Manufacturing ERP Consolidation

This case study represents a representative engagement based on our methodology. Client details are anonymized.

Key Results

1

Consolidated 5 systems into one platform

2

Month-end close reduced from 15 to 5 days

3

Eliminated 40+ hours/week manual reconciliation

4

Full ROI achieved within 24 months

The Challenge

A mid-market manufacturer operated 5 disconnected legacy systems for production planning, inventory, quality, and finance. Data reconciliation consumed 40+ hours per week and delayed month-end close by 10 days.

Each department had evolved its own tools and workflows over 15 years, creating data silos that made cross-functional reporting nearly impossible. Finance teams spent the first two weeks of every month manually reconciling inventory valuations, production costs, and procurement data across systems that used different data models and update frequencies.

The lack of integration meant that production planners couldn't see real-time inventory levels, procurement couldn't anticipate demand changes, and quality data was siloed in a standalone system with no connection to production or customer feedback loops. Leadership estimated these inefficiencies were costing millions annually in excess labor, missed production targets, and inventory carrying costs.

Solution Architecture

We designed a unified enterprise architecture with a modern ERP at its core, integrated via an API gateway and event-driven messaging. The architecture comprised three layers:

First, a Data Integration Layer using an API gateway and event bus to connect the legacy systems during the transition period. This allowed departments to continue using familiar tools while data flowed into the unified platform. Change Data Capture (CDC) patterns ensured real-time synchronization without disrupting operations.

Second, a Core ERP Platform consolidating production planning, inventory management, procurement, and financial modules into a single system of record. The platform was configured to match validated business processes rather than forcing organizational change to fit software defaults.

Third, an Analytics and Reporting Layer providing real-time dashboards for each department and cross-functional KPIs for leadership. Automated reconciliation rules replaced manual processes, with exception-based workflows for cases requiring human review.

Implementation Timeline

The project was executed in four phases over 18 months:

Phase 1 — Discovery and Architecture (Months 1-3): Comprehensive audit of all 5 systems, data mapping across 120+ data entities, and solution architecture design. We identified critical integration points and designed the CDC-based synchronization strategy.

Phase 2 — Foundation Build (Months 4-8): Deployment of the API gateway, event bus, and core ERP platform. Configuration of financial and inventory modules with parallel operation alongside legacy systems.

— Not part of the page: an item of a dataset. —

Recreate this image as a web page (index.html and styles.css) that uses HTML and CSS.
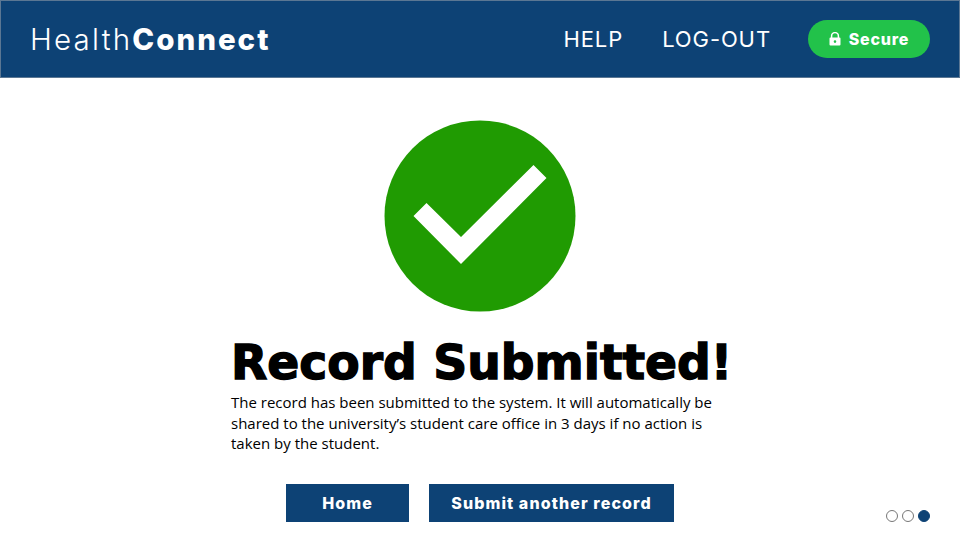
FILE: index.html
```html
<!DOCTYPE html>
<html lang="en">
<head>
    <meta charset="UTF-8">
    <meta name="viewport" content="width=device-width, initial-scale=1.0">
    <title>Record Submitted</title>
    <link rel="stylesheet" href="styles.css">
</head>
<body>
    <header class="topbar">
        <div class="logo">Health<strong>Connect</strong></div>
        <nav class="nav">
            <a href="#">HELP</a>
            <a href="#">LOG-OUT</a>
        </nav>
        <div class="secure">
            <svg class="lock" viewBox="0 0 12 14" width="12" height="14" aria-hidden="true">
                <path d="M2.6 6V4a3.4 3.4 0 0 1 6.8 0v2" fill="none" stroke="#fff" stroke-width="1.5"/>
                <path fill="#fff" fill-rule="evenodd" d="M1.5 5.6h9a1 1 0 0 1 1 1v6a1 1 0 0 1-1 1h-9a1 1 0 0 1-1-1v-6a1 1 0 0 1 1-1zM6 8.3a1.3 1.3 0 1 0 0 2.6 1.3 1.3 0 0 0 0-2.6z"/>
            </svg>
            Secure
        </div>
    </header>

    <main class="content">
        <svg class="check" viewBox="0 0 192 192" width="192" height="192" aria-hidden="true">
            <circle cx="96" cy="96" r="95.5" fill="#209b02"/>
            <path fill="#fff" d="M29.5 96 42.5 83 77 117 149.5 45 162.5 58 77 144z"/>
        </svg>
        <div class="message">
            <h1>Record Submitted!</h1>
            <p>The record has been submitted to the system. It will automatically be shared to the university’s student care office in 3 days if no action is taken by the student.</p>
        </div>
        <div class="actions">
            <a class="btn btn-home" href="#">Home</a>
            <a class="btn btn-again" href="#">Submit another record</a>
        </div>
    </main>

    <div class="steps">
        <span class="dot"></span>
        <span class="dot"></span>
        <span class="dot active"></span>
    </div>
</body>
</html>
```

FILE: styles.css
```css
body {
    margin: 0;
    width: 960px;
    height: 540px;
    overflow: hidden;
    position: relative;
    background-color: #fff;
    font-family: "Open Sans", sans-serif;
    color: #000;
}

a {
    color: inherit;
    text-decoration: none;
}

.topbar {
    display: flex;
    align-items: center;
    box-sizing: border-box;
    height: 78px;
    padding: 0 29px;
    background-color: #0d4275;
    border: 1px solid #5b7793;
    color: #fff;
    font-family: Inter, sans-serif;
}

.logo {
    font-size: 29.5px;
    font-weight: 300;
    letter-spacing: 2.2px;
}

.logo strong {
    font-weight: 800;
    letter-spacing: 2px;
}

.nav {
    display: flex;
    gap: 39px;
    margin-left: auto;
    margin-right: 37px;
    font-size: 22px;
    font-weight: 400;
    letter-spacing: 0.9px;
}

.secure {
    display: flex;
    align-items: center;
    justify-content: center;
    gap: 8px;
    width: 122px;
    height: 38px;
    border-radius: 19px;
    background-color: #22c24a;
    font-size: 16px;
    font-weight: 800;
    letter-spacing: 0.8px;
}

.content {
    display: flex;
    flex-direction: column;
    align-items: center;
    padding-top: 42px;
}

.check {
    display: block;
}

.message {
    width: 498px;
    margin-top: 21px;
}

h1 {
    margin: 0;
    font-family: "DejaVu Sans", sans-serif;
    font-size: 47.2px;
    font-weight: 700;
    -webkit-text-stroke: 1.4px #000;
    line-height: 59px;
    white-space: nowrap;
}

p {
    margin: 0;
    width: 490px;
    font-size: 15px;
    line-height: 20.5px;
}

.actions {
    display: flex;
    gap: 20px;
    margin-top: 30px;
}

.btn {
    display: flex;
    align-items: center;
    justify-content: center;
    height: 38px;
    background-color: #0d4275;
    color: #fff;
    font-family: Inter, sans-serif;
    font-size: 16px;
    font-weight: 800;
    letter-spacing: 1.1px;
}

.btn-home {
    width: 123px;
}

.btn-again {
    width: 245px;
}

.steps {
    position: absolute;
    right: 30px;
    bottom: 18px;
    display: flex;
    gap: 4px;
}

.dot {
    box-sizing: border-box;
    width: 12px;
    height: 12px;
    border: 1.5px solid #777;
    border-radius: 50%;
}

.dot.active {
    background-color: #0d4275;
    border-color: #0d4275;
}
```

Phase 3 — Migration Waves (Months 9-14): Phased migration of departments starting with finance (highest pain point), then inventory, procurement, production planning, and finally quality. Each wave included data migration, user training, and a 2-week parallel-run period.

Phase 4 — Optimization (Months 15-18): Legacy system decommissioning, advanced analytics deployment, and process optimization based on unified data insights.

Results & Impact

Within six months of full deployment, the manufacturer achieved transformative operational improvements:

Month-end close was reduced from 15 days to 5 days through automated reconciliation and a single source of truth for financial data. The finance team redirected 80+ hours per month from reconciliation to analysis and strategic planning.

Manual data reconciliation was completely eliminated, freeing 40+ hours per week across departments. Cross-functional teams gained real-time visibility into inventory levels, production status, and procurement pipelines for the first time.

Production planning accuracy improved by 35% with access to real-time inventory and demand data. Excess inventory carrying costs decreased by 22% as procurement decisions were now informed by actual consumption patterns rather than spreadsheet estimates.

The project achieved full return on investment within 24 months, with ongoing annual savings in reduced labor costs, inventory optimization, and elimination of duplicate data entry.